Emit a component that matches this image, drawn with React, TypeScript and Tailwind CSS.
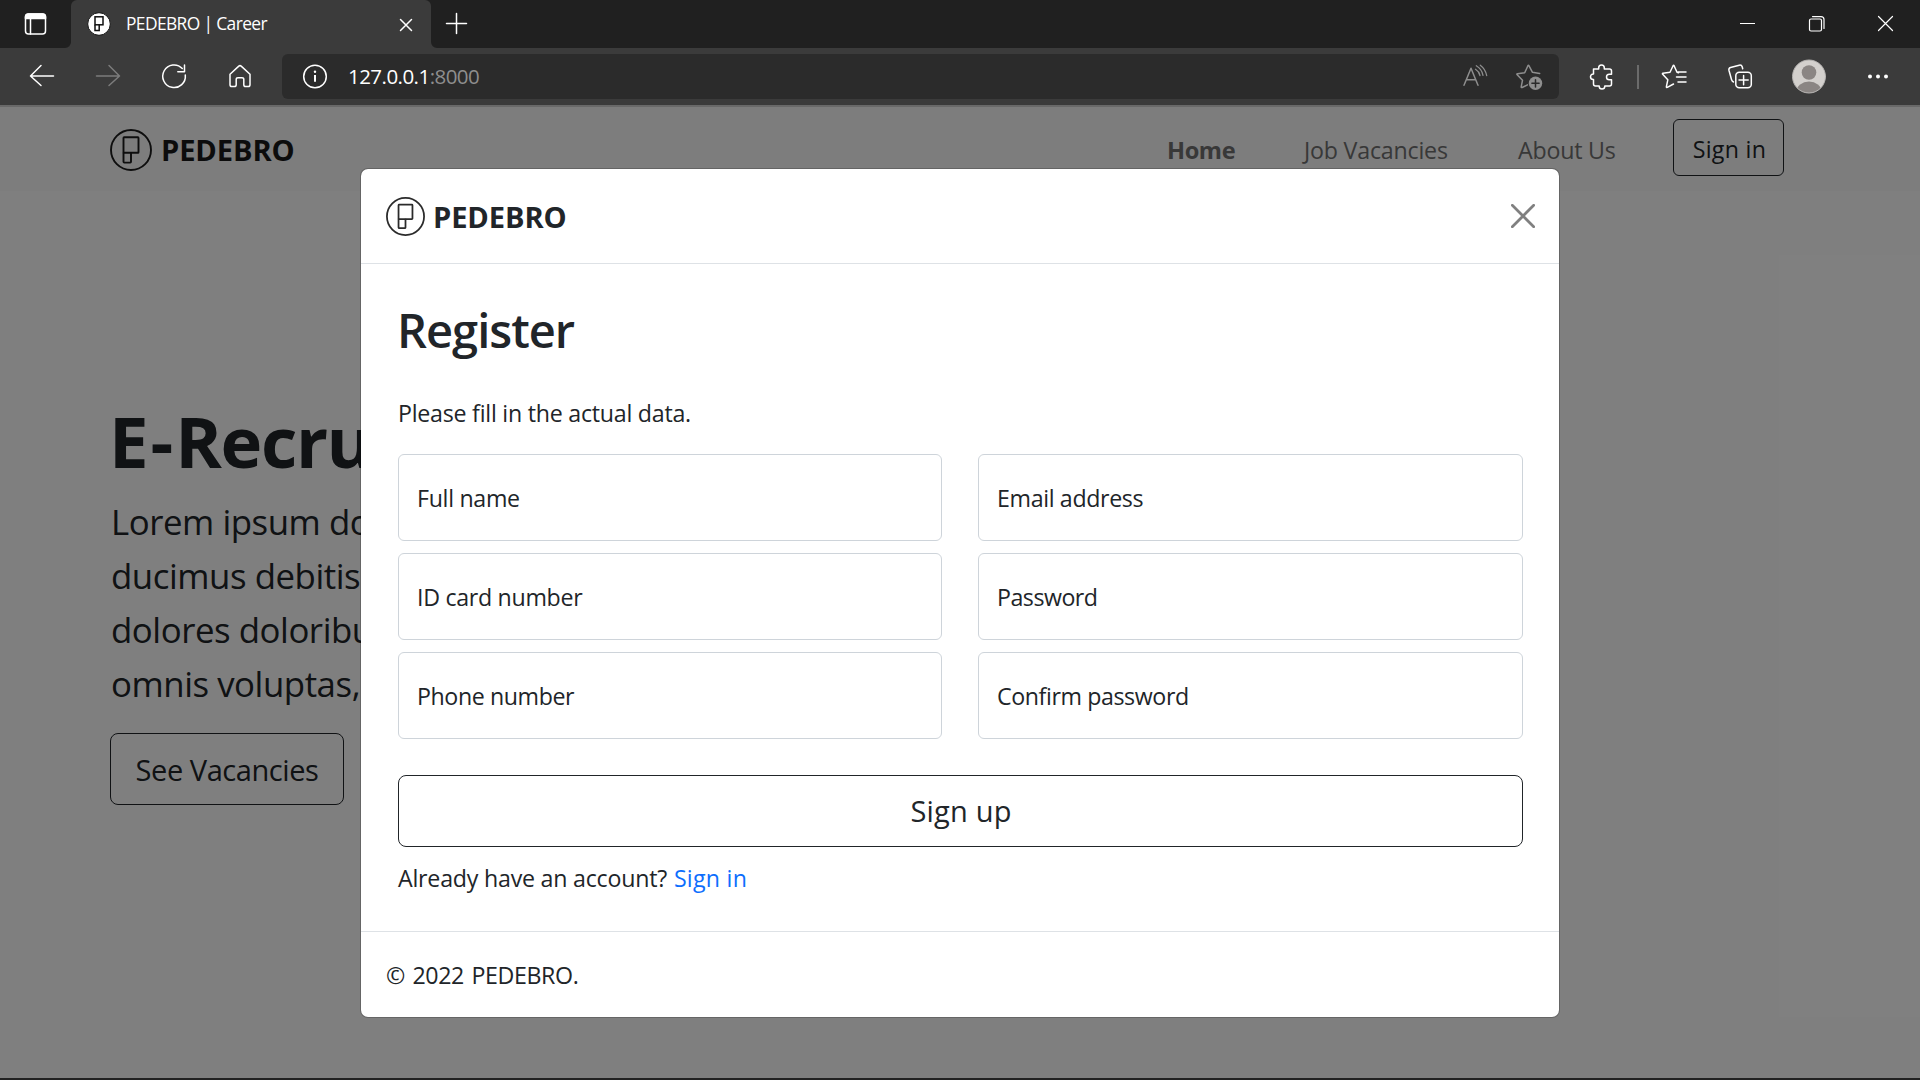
import React from "react";

type GlyphProps = { w: number; h?: number; children: React.ReactNode; className?: string };

/* Icon cell whose drawing origin is the centre of the cell. */
function Glyph({ w, h = 57, children, className = "" }: GlyphProps) {
  return (
    <svg
      width={w}
      height={h}
      viewBox={`${-w / 2} ${-h / 2} ${w} ${h}`}
      fill="none"
      stroke="#ffffff"
      strokeWidth={1.5}
      strokeLinecap="round"
      strokeLinejoin="round"
      className={`shrink-0 ${className}`}
    >
      {children}
    </svg>
  );
}

function Logo({ size, color }: { size: number; color: string }) {
  return (
    <svg width={size} height={size} viewBox="0 0 42 42" fill="none" stroke={color} strokeWidth={1.9} className="shrink-0">
      <circle cx="21" cy="21" r="20" />
      <rect x="13.500" y="8.300" width="15" height="15.500" rx="0.600" />
      <path d="M13.500 23.500v9.300q0 .8.8.8h5.900q.8 0 .8-.8V23.500" />
    </svg>
  );
}

function TabStrip() {
  return (
    <div className="flex h-12 bg-[#202020]">
      <Glyph w={71} h={48}>
        <rect x="-10" y="-10" width="20" height="20" rx="3" />
        <path d="M-10-5.500v-1.500a3 3 0 0 1 3-3h14a3 3 0 0 1 3 3v1.500z" fill="#fff" />
        <path d="M-5-5v15" />
      </Glyph>
      <div className="relative flex h-12 w-[360px] items-center rounded-t-[6px] bg-[#3b3b3b]">
        <svg width="6" height="6" viewBox="0 0 6 6" className="absolute bottom-0 -left-[6px]">
          <path d="M6 0v6H0a6 6 0 0 0 6-6z" fill="#3b3b3b" />
        </svg>
        <svg width="6" height="6" viewBox="0 0 6 6" className="absolute -right-[6px] bottom-0">
          <path d="M0 0v6h6a6 6 0 0 1-6-6z" fill="#3b3b3b" />
        </svg>
        <svg width="24" height="24" viewBox="0 0 24 24" fill="none" stroke="#111" strokeWidth="1.500" className="ml-4 shrink-0">
          <circle cx="12" cy="12" r="11.300" fill="#fff" strokeWidth="1" />
          <rect x="8" y="4.800" width="8" height="8" />
          <path d="M8 12.800v5.700h4.200v-5.700" />
        </svg>
        <span className="ml-[15px] flex-1 pb-[2px] text-[17.4px] tracking-[-0.62px] text-white">PEDEBRO | Career</span>
        <Glyph w={50} h={48}>
          <path d="M-5.500-4.500l11 11M5.500-4.500l-11 11" />
        </Glyph>
      </div>
      <Glyph w={51} h={48}>
        <path d="M-10-.5h20M0-10.500v20" />
      </Glyph>
      <div className="flex-1" />
      <Glyph w={69} h={48}>
        <path d="M-7.500-.5h15" strokeWidth={1} strokeLinecap="butt" />
      </Glyph>
      <Glyph w={69} h={48}>
        <rect x="-7" y="-5" width="12" height="12" rx="1.500" strokeWidth={1.200} />
        <path d="M-4-7.400h8.500a3 3 0 0 1 3 3V4.500" strokeWidth={1.200} />
      </Glyph>
      <Glyph w={69} h={48}>
        <path d="M-7-7.500l14 14M7-7.500l-14 14" strokeWidth={1.200} />
      </Glyph>
    </div>
  );
}

function Toolbar() {
  return (
    <div className="flex h-[57px] items-center bg-[#3b3b3b] pl-[9px]">
      <Glyph w={66}>
        <path d="M11.500-.5h-23M-1-11l-10.500 10.500L-1 9" />
      </Glyph>
      <Glyph w={66}>
        <path d="M-11.500-.5h23M1-11l10.500 10.500L1 9" stroke="#7c7c7c" />
      </Glyph>
      <Glyph w={66}>
        <path d="M11.300-1.500a11.300 11.300 0 1 1-3-6.500M10.500-11.500v6.700h-6.700" />
      </Glyph>
      <Glyph w={66}>
        <path d="M-10-2.300L-1.200-10.400q1.200-1 2.400 0L10-2.300V8.200q0 1.800-1.800 1.800H5.600q-1.800 0-1.800-1.800V2.900Q3.800 1.200 2 1.200h-4q-1.800 0-1.800 1.700V8.200q0 1.800-1.800 1.800h-2.600q-1.800 0-1.800-1.800z" />
      </Glyph>
      <div className="ml-[9px] flex h-[45px] w-[1277px] items-center rounded-[6px] bg-[#2b2b2b]">
        <Glyph w={66} h={45}>
          <circle r="11.300" />
          <path d="M0-1.500V5.200" strokeWidth={2} strokeLinecap="butt" />
          <circle cy="-4.800" r="1.200" fill="#fff" stroke="none" />
        </Glyph>
        <span className="flex-1 text-[20.5px] tracking-[-0.54px] text-white">
          127.0.0.1<span className="text-[#8e8e8e]">:8000</span>
        </span>
        <Glyph w={51} h={45}>
          <g stroke="#8e8e8e">
            <path d="M-11.500 8.700L-4.500-8.300L2.500 8.700M-9.300 3.300h9.600" />
            <path d="M0-7.200a10 10 0 0 1 4.500 6.200M.8-10.700a14 14 0 0 1 6.700 9.500M4.800-11.300a17 17 0 0 1 6.400 10.300" strokeWidth={1.300} />
          </g>
        </Glyph>
        <Glyph w={58} h={45}>
          <path
            d="M9.700-3l-7.200-1.200L-1.100-10.800q-.5-.9-1 0L-5.300-3.800l-7.200 1q-1.100.2-.3 1L-7.500 3.800l-1.300 6.500q-.1 1.100.9.700L-2.500 8.300"
            stroke="#8e8e8e"
          />
          <circle cx="5.500" cy="6.800" r="6.700" fill="#8e8e8e" stroke="none" />
          <path d="M5.500 3.200v7.200M1.900 6.800h7.200" stroke="#2b2b2b" />
        </Glyph>
      </div>
      <Glyph w={67} className="ml-[9px]">
        <path d="M-8-7.500h5.200v-1.200a2.800 2.800 0 0 1 5.600 0v1.200H8q2 0 2 2v3.200h-2.200a2.800 2.800 0 0 0 0 5.600H10V7.500q0 2-2 2H3.300v.3a2.800 2.800 0 0 1-5.600 0v-.3H-6q-2 0-2-2V3h-.2a2.800 2.800 0 0 1 0-5.600H-8z" />
      </Glyph>
      <div className="mx-[2px] h-6 w-[2px] bg-[#6b6b6b]" />
      <Glyph w={66}>
        <path d="M4.500-3.800L3-4.300L.1-10.800q-.5-.9-1 0L-4-4.200l-7 1q-1 .2-.3 1L-6.200 3.300l-1.400 6.900q-.1 1.100.9.700L-.5 7.500M4-4.500h8M2.500.5h9.500M4 5.500h8" />
      </Glyph>
      <Glyph w={66}>
        <rect x="-4.200" y="-4.200" width="15.500" height="15.500" rx="3.500" />
        <path d="M3.600-1v9.200M-1 3.600h9.200M-6.500 5.500q-1.500-.7-2-2.500L-11-6q-.6-2.400 1.500-3l8.700-2.300q2.300-.5 3 1.500l.5 2" />
      </Glyph>
      <Glyph w={72}>
        <clipPath id="avatar">
          <circle r="16.500" />
        </clipPath>
        <g clipPath="url(#avatar)" stroke="none">
          <circle r="17" fill="#d3d0cd" />
          <circle cy="-4" r="7.300" fill="#8a8583" />
          <ellipse cy="15" rx="12.500" ry="10" fill="#8a8583" />
        </g>
        <circle r="16.500" stroke="#b5b3b1" strokeWidth={1} />
      </Glyph>
      <Glyph w={66}>
        <g fill="#fff" stroke="none">
          <circle cx="-8" r="2" />
          <circle r="2" />
          <circle cx="8" r="2" />
        </g>
      </Glyph>
    </div>
  );
}

function Navbar() {
  return (
    <nav className="flex h-[86px] items-center border-t-2 border-[#d2d2d2] bg-[#fafafa] pt-[2px] pr-[136px] pl-[110px] text-[23.2px] text-[#707070]">
      <Logo size={42} color="#1c1c1c" />
      <span className="ml-[9px] flex-1 pt-[2px] text-[29.1px] font-bold tracking-[-0.1px] text-[#191919]">PEDEBRO</span>
      <span className="w-[137px] pt-[2px] text-[23.6px] font-bold tracking-[-0.4px]">Home</span>
      <span className="w-[214px] tracking-[-0.2px]">Job Vacancies</span>
      <span className="w-[155px] tracking-[-0.2px]">About Us</span>
      <button className="-mt-[5px] h-[57px] w-[111px] rounded-[6px] border border-[#212529] pt-[3px] pl-[2px] tracking-[0.3px] text-[#212529]">
        Sign in
      </button>
    </nav>
  );
}

const leadLines = ["Lorem ipsum do", "ducimus debitis", "dolores doloribu", "omnis voluptas,"];

function Hero() {
  return (
    <section className="flex w-[361px] flex-col items-start overflow-hidden pt-[207px] pl-[110px] whitespace-nowrap text-[#212529]">
      <h1 className="-ml-px text-[70.7px] leading-[86px] font-bold tracking-[-1.4px]">
        <span className="tracking-[2px]">E-</span>Recru
      </h1>
      <p className="mt-[11px] ml-px text-[34.8px] leading-[54px] tracking-[-0.45px]">
        {leadLines.map((line) => (
          <span key={line} className="block">
            {line}
          </span>
        ))}
      </p>
      <button className="mt-[22px] h-[72px] w-[234px] rounded-[8px] border border-[#212529] pt-[2px] text-[29px] tracking-[-0.44px]">
        See Vacancies
      </button>
    </section>
  );
}

const fields = [
  { label: "Full name", spacing: "tracking-[-0.3px]" },
  { label: "Email address", spacing: "tracking-[-0.35px]" },
  { label: "ID card number", spacing: "tracking-[-0.3px]" },
  { label: "Password", spacing: "tracking-[-0.5px]" },
  { label: "Phone number", spacing: "tracking-[-0.4px]" },
  { label: "Confirm password", spacing: "tracking-[-0.4px]" },
];

function RegisterModal() {
  return (
    <div className="absolute top-[63px] left-[360px] flex h-[850px] w-[1200px] flex-col rounded-[8px] border border-black/20 bg-white bg-clip-padding text-[23.2px] text-[#212529]">
      <header className="flex h-[95px] items-center border-b border-[#dee2e6] pr-[24px] pl-[25px]">
        <Logo size={39} color="#2b2b2b" />
        <span className="ml-[8px] flex-1 pt-[3px] text-[29.1px] font-bold tracking-[-0.1px]">PEDEBRO</span>
        <Glyph w={24} h={24}>
          <path d="M-10.700-10.700l21.400 21.400M10.700-10.700l-21.400 21.400" stroke="#808080" strokeWidth={2.700} />
        </Glyph>
      </header>
      <div className="flex-1 pt-[38px] pr-[36px] pl-[37px]">
        <h2 className="-ml-px text-[47px] leading-[56px] font-semibold tracking-[-1px]">Register</h2>
        <p className="mt-[37px] leading-9 tracking-[-0.24px]">Please fill in the actual data.</p>
        <div className="mt-[23px] grid grid-cols-[544px_545px] gap-x-9 gap-y-3">
          {fields.map((f) => (
            <div key={f.label} className="flex h-[87px] items-center rounded-[6px] border border-[#ced4da] pt-[2px] pl-[18px]">
              <span className={f.spacing}>{f.label}</span>
            </div>
          ))}
        </div>
        <button className="mt-9 h-[72px] w-full rounded-[8px] border border-[#212529] pl-px text-[29px] tracking-[0.2px]">Sign up</button>
        <p className="mt-[13px] leading-9 tracking-[-0.22px]">
          Already have an account? <a className="ml-px tracking-[0.25px] text-[#0d6efd]">Sign in</a>
        </p>
      </div>
      <footer className="flex h-[86px] items-center border-t border-[#dee2e6] pt-[2px] pl-[25px] tracking-[-0.4px] [word-spacing:2px]">
        © 2022 PEDEBRO.
      </footer>
    </div>
  );
}

export default function App() {
  return (
    <div className="flex h-[1080px] w-[1920px] flex-col overflow-hidden bg-[#222222] font-['Open_Sans',sans-serif]">
      <TabStrip />
      <Toolbar />
      <main className="relative h-[973px] overflow-hidden bg-white">
        <Navbar />
        <Hero />
        <div className="absolute inset-0 bg-black/50" />
        <RegisterModal />
      </main>
    </div>
  );
}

----

THE TASK:
Read the lines above. Gather those in which the string "React" is found.

OUTPUT FOR THIS EXERCISE:
Emit a component that matches this image, drawn with React, TypeScript and Tailwind CSS.
import React from "react";
type GlyphProps = { w: number; h?: number; children: React.ReactNode; className?: string };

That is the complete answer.